Source-free Semantic Regularization Learning for Semi-supervised Domain Adaptation

TL;DR

SERL tackles semi-supervised domain adaptation in a source-free setting by learning target semantic information through semantic regularization. It introduces three regularization techniques: SPCR, HMR, and TPR, to capture target semantics from probabilistic, hard-sample, and prediction-regularization perspectives. Empirical results on DomainNet, Office-Home, and Office-31 show state-of-the-art performance, with notable gains in 1-shot and 3-shot settings. The work highlights the importance of explicit target semantic learning for robust cross-domain transfer and demonstrates the practicality of a source-free SSDA regime.

Abstract

Semi-supervised domain adaptation (SSDA) has been extensively researched due to its ability to improve classification performance and generalization ability of models by using a small amount of labeled data on the target domain. However, existing methods cannot effectively adapt to the target domain due to difficulty in fully learning rich and complex target semantic information and relationships. In this paper, we propose a novel SSDA learning framework called semantic regularization learning (SERL), which captures the target semantic information from multiple perspectives of regularization learning to achieve adaptive fine-tuning of the source pre-trained model on the target domain. SERL includes three robust semantic regularization techniques.

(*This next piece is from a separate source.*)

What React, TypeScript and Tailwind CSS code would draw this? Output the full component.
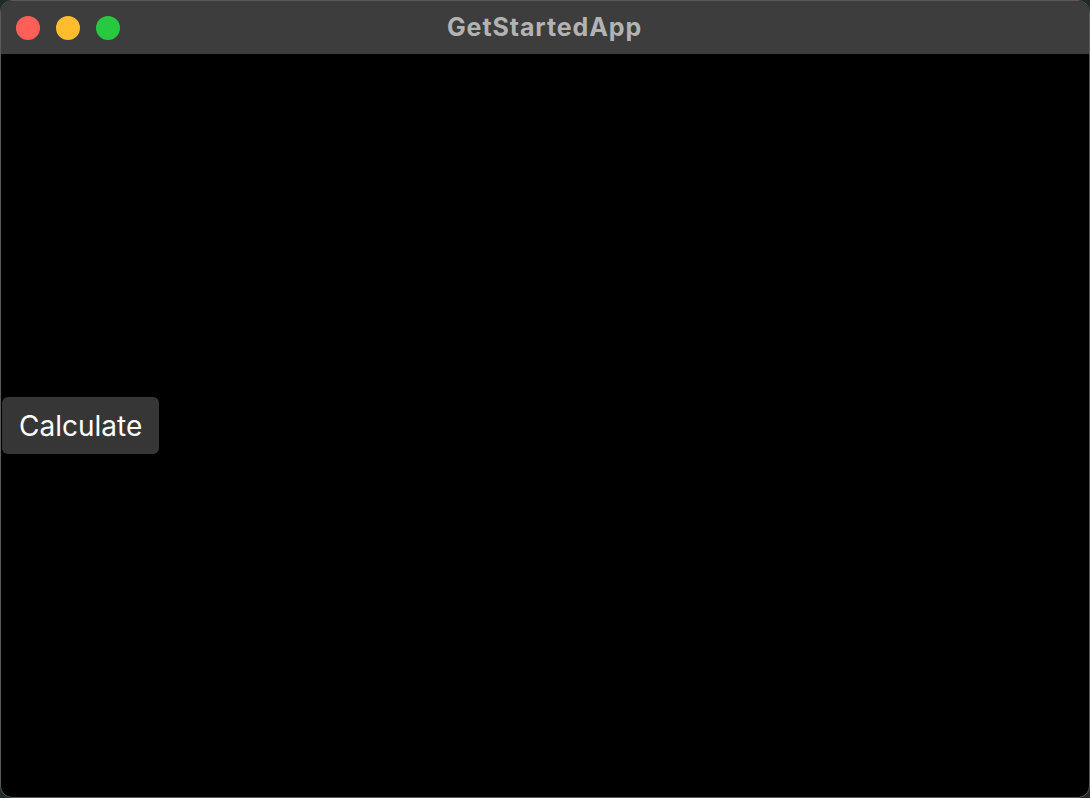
const TrafficLights = () => (
  <div className="flex items-center gap-4 pl-[15px]">
    <span className="w-6 h-6 rounded-full bg-[#fe5f57]" />
    <span className="w-6 h-6 rounded-full bg-[#febc2e]" />
    <span className="w-6 h-6 rounded-full bg-[#28c840]" />
  </div>
);

export default function App() {
  return (
    <div className="w-[1090px] h-[798px] bg-[#1f2a2a]" style={{ fontFamily: 'Inter, "Noto Sans", sans-serif' }}>
      <div className="w-full h-full rounded-[12px] border border-[#5a5a5a] overflow-hidden flex flex-col bg-black">
        {/* Title bar */}
        <div className="relative h-[53px] shrink-0 bg-[#3d3d3d] flex items-center">
          <TrafficLights />
          <div className="absolute inset-0 flex items-center justify-center pointer-events-none">
            <span className="text-[25px] font-bold text-[#b3b3b3] tracking-[0.9px] pr-px">GetStartedApp</span>
          </div>
        </div>

        {/* Content */}
        <div className="flex-1 flex items-center pl-px">
          <button className="h-[57px] w-[157px] rounded-[6px] bg-[#363636] text-white text-[28px] flex items-center justify-start pl-[17px] pt-px">
            Calculate
          </button>
        </div>
      </div>
    </div>
  );
}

Firstly, semantic probability contrastive regularization (SPCR) helps the model learn more discriminative feature representations from a probabilistic perspective, using semantic information on the target domain to understand the similarities and differences between samples. Additionally, adaptive weights in SPCR can help the model learn the semantic distribution correctly through the probabilities of different samples. To further comprehensively understand the target semantic distribution, we introduce hard-sample mixup regularization (HMR), which uses easy samples as guidance to mine the latent target knowledge contained in hard samples, thereby learning more complete and complex target semantic knowledge. Finally, target prediction regularization (TPR) regularizes the target predictions of the model by maximizing the correlation between the current prediction and the past learned objective, thereby mitigating the misleading of semantic information caused by erroneous pseudo-labels. Extensive experiments on three benchmark datasets demonstrate that our SERL method achieves state-of-the-art performance.

Figures (10)

• Figure 1: The learning scenario of our SERL framework. Different from the training paradigm of most existing SSDA methods, we adopt a source-free training strategy. The source model comprises a feature extractor and a classifier initialized on the source domain. We focus on improving the target domain adaptation stage of the model. In the target domain adaptation stage, SERL freezes the classifier module and fine-tunes the feature extractor module through semantic regularization learning.
• Figure 2: The motivation of our SERL. (a) Due to the scarcity of target semantic labels during training, most existing SSDA methods have shortcomings in target semantic learning, resulting in models only learning limited knowledge (e.g., only the relationships between samples) on the target domain. When more complex relationships exist on the target domain, such as hard and noisy samples, the model may perform poorly due to a lack of understanding of semantic information. (b) Our SERL utilizes the semantic information learned on the target domain from the perspective of semantic regularization to constrain the feature representation of the model further, thereby adapting to more complex target domain distributions.
• Figure 3: Illustration of our proposed semantic regularization learning (SERL) framework. Left: The model initialized on the source domain is adaptively fine-tuned on the target domain. The labeled target data and the strong and weak augmented versions of the unlabeled target data are input to the feature extractor $g$, then sent to the classifier $f$, and further learned the target domain knowledge through semantic regularization. The two feature extractors and classifiers used share parameter weight. Right: (a) Semantic probability contrastive regularization (SPCR) adaptively learns discriminative features through target semantic information and helps the model obtain a more confident probability output. (b) Hard-sample mixup regularization (HMR) uses the semantic information of easy samples to guide the model in learning the distribution of hard target samples, helping the model learn more complex target domain distributions. (c) Target prediction regularization (TPR) is used to minimize the misleading of erroneous semantic information to the model from the perspective of noise labels and help the model learn the true target domain distribution information.
• Figure 4: The impact of source-free learning frameworks on performance. The experiments were conducted in three scenarios of Office-Home under the 1-shot setting. SF stands for source-free training paradigm, and LP stands for label propagation.
• Figure 5: The effect of different loss balance parameters $\lambda_\mathrm{prob}$, $\lambda_\mathrm{mix}$, and $\lambda_\mathrm{pre}$ on the model classification accuracy in the Office-Home C$\rightarrow$A and DomainNet R$\rightarrow$C scenario under the 1-shot setting.